=== A block of data ===
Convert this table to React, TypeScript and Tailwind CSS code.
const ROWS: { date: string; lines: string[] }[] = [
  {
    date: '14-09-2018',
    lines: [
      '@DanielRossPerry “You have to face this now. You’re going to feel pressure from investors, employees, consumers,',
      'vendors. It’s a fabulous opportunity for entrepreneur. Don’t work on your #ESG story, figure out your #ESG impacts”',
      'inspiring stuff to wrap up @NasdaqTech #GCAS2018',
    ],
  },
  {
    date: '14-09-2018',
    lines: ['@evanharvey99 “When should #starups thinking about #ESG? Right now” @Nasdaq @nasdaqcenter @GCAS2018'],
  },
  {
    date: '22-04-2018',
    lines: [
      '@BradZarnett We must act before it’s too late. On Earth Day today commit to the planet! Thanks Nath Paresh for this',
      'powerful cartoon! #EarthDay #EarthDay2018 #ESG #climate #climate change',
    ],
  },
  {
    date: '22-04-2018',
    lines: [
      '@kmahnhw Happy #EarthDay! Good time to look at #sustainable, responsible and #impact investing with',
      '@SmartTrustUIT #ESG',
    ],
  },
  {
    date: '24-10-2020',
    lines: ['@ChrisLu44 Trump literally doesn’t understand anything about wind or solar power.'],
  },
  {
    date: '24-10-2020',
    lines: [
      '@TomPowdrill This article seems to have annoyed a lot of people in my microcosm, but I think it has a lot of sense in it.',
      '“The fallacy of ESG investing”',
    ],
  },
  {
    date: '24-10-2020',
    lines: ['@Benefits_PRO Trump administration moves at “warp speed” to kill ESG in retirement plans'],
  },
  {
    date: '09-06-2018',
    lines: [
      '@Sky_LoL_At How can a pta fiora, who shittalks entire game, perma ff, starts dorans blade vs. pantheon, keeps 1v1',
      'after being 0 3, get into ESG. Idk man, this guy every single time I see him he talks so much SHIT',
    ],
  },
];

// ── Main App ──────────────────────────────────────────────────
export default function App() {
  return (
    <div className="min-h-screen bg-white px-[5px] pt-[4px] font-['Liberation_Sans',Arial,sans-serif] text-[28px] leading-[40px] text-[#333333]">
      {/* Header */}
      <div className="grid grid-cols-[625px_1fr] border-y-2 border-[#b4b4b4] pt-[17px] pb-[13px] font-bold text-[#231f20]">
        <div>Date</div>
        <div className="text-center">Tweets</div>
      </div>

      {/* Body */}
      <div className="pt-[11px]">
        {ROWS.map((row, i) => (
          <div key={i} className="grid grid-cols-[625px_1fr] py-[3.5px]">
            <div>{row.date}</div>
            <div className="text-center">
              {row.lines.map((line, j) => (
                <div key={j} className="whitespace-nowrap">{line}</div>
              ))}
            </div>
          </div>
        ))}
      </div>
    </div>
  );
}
==
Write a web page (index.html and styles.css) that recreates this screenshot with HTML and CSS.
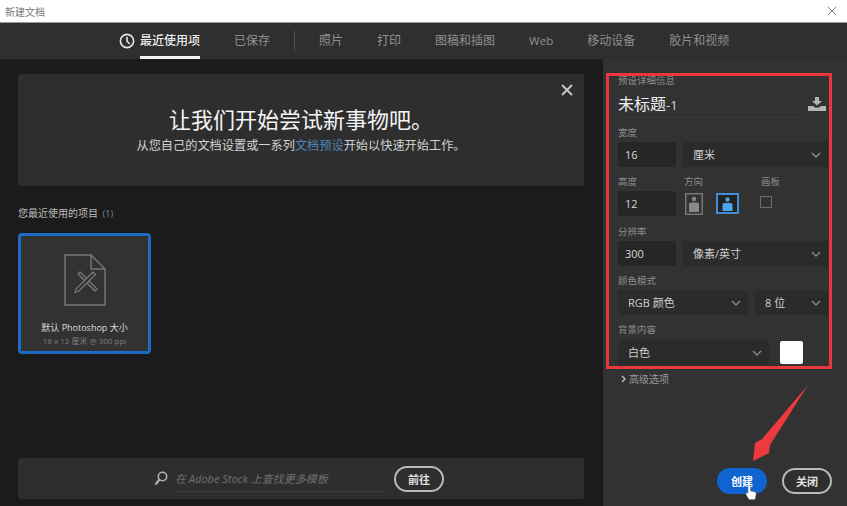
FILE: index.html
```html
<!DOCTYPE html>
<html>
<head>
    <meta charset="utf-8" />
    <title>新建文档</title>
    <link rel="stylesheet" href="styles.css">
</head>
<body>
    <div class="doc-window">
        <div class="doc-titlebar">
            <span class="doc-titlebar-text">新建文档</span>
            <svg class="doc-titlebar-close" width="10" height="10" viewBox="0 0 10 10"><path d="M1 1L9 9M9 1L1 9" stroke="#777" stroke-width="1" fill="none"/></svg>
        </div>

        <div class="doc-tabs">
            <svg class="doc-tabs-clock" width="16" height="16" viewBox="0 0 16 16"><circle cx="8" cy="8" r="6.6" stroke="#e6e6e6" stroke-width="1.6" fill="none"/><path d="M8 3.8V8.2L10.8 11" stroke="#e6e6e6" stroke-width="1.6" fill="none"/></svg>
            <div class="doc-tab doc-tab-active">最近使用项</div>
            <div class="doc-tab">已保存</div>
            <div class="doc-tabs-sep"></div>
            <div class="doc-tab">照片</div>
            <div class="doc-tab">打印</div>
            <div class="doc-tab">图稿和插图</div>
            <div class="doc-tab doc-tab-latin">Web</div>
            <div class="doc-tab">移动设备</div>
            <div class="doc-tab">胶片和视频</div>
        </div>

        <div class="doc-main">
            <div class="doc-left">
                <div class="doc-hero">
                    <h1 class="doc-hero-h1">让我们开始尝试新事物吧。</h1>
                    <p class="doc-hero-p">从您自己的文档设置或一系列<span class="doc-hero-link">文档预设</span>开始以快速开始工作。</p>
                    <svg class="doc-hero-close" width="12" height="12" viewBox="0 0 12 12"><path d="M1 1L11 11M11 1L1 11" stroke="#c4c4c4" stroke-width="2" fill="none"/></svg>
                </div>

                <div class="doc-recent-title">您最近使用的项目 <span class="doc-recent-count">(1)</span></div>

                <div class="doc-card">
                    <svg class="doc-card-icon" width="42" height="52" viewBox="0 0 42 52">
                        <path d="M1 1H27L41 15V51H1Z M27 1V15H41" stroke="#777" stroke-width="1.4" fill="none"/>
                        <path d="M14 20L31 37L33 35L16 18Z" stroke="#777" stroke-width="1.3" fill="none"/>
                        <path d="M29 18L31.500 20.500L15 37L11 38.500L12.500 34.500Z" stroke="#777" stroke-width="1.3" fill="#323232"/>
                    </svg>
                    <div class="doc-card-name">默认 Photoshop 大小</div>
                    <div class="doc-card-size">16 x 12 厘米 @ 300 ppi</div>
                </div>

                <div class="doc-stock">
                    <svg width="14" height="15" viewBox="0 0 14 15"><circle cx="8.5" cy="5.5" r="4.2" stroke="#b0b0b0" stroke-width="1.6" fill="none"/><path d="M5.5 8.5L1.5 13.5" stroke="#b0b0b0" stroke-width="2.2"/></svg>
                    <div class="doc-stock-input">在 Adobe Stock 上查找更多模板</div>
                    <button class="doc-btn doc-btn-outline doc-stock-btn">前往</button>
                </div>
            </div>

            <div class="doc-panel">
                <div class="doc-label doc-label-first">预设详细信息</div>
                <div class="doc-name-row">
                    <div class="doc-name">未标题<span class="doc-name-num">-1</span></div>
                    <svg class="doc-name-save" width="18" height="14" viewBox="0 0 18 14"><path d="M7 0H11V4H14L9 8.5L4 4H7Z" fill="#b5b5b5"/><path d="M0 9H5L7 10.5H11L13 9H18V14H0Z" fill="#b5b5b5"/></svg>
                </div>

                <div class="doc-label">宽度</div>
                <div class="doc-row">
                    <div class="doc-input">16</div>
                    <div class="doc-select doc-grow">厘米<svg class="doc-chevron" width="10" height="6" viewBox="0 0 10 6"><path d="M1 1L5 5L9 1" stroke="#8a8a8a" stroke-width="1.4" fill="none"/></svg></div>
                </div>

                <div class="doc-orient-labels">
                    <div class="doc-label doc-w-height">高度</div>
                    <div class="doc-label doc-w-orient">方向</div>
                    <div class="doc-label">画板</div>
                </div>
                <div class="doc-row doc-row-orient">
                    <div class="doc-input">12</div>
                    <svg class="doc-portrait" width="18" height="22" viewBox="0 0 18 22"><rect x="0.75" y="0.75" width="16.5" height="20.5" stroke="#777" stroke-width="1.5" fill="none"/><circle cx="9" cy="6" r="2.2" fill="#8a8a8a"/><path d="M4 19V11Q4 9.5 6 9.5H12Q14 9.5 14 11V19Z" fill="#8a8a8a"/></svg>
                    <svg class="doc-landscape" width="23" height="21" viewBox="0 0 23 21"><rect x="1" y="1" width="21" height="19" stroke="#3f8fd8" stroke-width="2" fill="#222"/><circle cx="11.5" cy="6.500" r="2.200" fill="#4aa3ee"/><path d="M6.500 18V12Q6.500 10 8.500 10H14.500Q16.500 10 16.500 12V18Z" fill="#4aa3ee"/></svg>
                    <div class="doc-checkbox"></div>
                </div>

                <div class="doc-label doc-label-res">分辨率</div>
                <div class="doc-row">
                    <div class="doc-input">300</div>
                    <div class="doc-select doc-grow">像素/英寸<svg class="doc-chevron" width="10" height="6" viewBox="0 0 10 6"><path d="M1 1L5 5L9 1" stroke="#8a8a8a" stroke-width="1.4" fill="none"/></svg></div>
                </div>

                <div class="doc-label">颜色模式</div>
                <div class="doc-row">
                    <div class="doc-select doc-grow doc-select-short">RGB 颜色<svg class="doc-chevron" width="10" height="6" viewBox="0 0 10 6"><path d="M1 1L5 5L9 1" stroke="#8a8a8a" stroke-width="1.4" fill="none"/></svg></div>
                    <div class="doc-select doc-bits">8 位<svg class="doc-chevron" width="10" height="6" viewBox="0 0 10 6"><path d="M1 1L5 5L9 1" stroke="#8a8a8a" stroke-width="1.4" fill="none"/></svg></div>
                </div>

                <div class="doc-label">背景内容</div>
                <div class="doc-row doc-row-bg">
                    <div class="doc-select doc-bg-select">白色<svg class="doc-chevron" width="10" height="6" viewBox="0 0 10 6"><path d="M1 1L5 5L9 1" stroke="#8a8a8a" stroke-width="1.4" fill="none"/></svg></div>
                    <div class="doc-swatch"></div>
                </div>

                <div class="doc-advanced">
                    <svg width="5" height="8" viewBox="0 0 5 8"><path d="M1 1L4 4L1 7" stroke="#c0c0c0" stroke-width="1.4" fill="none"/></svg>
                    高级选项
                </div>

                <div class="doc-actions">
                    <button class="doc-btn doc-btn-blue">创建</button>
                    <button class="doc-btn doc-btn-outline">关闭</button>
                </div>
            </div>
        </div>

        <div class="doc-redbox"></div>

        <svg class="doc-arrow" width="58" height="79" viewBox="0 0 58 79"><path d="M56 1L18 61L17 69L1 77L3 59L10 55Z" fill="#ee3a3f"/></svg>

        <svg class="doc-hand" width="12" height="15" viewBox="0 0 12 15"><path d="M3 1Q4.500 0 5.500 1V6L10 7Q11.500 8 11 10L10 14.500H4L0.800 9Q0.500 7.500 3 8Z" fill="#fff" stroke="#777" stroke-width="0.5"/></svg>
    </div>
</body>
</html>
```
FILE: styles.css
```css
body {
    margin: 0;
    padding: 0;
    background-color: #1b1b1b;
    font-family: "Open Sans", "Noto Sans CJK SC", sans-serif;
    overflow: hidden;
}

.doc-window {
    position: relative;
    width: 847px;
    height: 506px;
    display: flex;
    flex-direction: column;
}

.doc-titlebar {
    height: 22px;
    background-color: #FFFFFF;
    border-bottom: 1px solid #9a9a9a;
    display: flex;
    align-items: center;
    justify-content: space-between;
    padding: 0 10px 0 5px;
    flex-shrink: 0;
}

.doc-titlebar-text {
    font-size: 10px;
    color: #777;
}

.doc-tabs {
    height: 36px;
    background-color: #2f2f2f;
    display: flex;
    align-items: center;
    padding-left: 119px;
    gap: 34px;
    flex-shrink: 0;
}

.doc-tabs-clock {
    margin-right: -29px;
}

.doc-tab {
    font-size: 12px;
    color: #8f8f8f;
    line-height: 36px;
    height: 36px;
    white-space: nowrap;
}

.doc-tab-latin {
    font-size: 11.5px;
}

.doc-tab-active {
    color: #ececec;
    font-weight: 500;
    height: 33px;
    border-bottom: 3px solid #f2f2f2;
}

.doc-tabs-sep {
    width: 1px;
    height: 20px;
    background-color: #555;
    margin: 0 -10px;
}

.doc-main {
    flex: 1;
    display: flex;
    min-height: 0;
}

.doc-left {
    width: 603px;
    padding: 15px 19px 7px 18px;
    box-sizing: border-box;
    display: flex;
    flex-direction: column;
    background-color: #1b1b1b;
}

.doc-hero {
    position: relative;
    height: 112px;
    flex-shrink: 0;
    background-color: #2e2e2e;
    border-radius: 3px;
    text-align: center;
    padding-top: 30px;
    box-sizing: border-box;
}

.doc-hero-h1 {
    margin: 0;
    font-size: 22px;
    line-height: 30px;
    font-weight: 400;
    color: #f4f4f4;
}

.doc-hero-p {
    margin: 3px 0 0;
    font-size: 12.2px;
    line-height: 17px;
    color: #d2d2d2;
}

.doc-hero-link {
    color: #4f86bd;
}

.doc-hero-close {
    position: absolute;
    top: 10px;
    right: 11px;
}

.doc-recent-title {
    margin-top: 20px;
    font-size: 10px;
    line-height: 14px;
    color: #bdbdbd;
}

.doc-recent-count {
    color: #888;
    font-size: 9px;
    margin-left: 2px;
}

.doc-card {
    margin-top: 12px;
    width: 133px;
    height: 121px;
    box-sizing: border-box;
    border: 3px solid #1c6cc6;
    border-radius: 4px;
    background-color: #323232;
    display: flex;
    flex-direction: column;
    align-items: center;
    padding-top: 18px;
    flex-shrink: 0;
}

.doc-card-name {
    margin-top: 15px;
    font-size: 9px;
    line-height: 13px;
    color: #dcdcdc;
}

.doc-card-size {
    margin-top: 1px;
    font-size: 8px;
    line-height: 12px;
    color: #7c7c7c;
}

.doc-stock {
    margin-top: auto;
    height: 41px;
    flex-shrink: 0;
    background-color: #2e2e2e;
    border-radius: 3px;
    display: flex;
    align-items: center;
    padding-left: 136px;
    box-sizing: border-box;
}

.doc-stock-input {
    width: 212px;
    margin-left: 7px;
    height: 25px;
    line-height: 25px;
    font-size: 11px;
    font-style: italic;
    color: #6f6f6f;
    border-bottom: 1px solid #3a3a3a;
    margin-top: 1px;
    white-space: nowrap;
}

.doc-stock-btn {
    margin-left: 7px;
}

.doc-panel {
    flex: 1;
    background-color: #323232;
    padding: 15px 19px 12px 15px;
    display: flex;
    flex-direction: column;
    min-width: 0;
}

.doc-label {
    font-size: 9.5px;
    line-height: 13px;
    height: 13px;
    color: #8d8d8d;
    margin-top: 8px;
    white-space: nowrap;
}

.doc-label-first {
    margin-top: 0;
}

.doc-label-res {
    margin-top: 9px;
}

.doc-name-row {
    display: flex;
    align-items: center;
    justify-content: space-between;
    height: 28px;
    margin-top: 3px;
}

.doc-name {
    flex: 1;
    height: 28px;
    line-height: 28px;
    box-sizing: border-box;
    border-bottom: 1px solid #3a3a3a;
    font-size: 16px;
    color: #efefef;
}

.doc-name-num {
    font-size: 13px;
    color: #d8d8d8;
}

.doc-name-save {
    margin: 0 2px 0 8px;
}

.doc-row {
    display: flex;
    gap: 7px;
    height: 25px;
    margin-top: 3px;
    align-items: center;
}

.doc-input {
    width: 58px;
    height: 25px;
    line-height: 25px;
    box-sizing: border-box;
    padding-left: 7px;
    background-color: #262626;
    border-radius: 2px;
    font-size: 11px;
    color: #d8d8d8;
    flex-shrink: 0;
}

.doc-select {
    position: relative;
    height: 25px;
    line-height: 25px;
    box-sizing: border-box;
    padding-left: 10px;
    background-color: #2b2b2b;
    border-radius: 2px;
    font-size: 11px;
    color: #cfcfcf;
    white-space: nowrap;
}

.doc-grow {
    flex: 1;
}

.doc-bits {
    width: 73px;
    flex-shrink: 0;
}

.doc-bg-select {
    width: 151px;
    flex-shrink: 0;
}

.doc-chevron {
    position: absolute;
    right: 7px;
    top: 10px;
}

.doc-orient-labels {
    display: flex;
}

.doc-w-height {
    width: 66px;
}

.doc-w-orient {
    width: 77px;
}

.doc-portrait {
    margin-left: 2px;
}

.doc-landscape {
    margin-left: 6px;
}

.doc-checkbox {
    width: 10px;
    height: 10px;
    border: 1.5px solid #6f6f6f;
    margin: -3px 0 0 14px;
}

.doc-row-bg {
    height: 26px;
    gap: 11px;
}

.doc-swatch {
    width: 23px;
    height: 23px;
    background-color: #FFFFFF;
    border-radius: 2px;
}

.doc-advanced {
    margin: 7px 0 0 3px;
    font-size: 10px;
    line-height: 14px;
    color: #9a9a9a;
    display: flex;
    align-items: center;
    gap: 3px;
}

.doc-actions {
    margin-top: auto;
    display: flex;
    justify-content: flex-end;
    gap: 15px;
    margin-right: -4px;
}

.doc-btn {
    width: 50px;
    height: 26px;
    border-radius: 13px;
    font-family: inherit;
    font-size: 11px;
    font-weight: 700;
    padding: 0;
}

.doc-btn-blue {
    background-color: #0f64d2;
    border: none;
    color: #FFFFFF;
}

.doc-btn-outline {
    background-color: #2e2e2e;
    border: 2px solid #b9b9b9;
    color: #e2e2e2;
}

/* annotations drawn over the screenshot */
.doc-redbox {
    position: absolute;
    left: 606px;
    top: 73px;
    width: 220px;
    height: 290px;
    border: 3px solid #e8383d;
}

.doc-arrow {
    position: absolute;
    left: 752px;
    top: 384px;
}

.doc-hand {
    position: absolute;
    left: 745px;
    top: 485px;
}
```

=== REQUIREMENTS ===
Going over the lines above, work out how many include "styles", then give only that number.

=== RESPONSE BELOW ===
3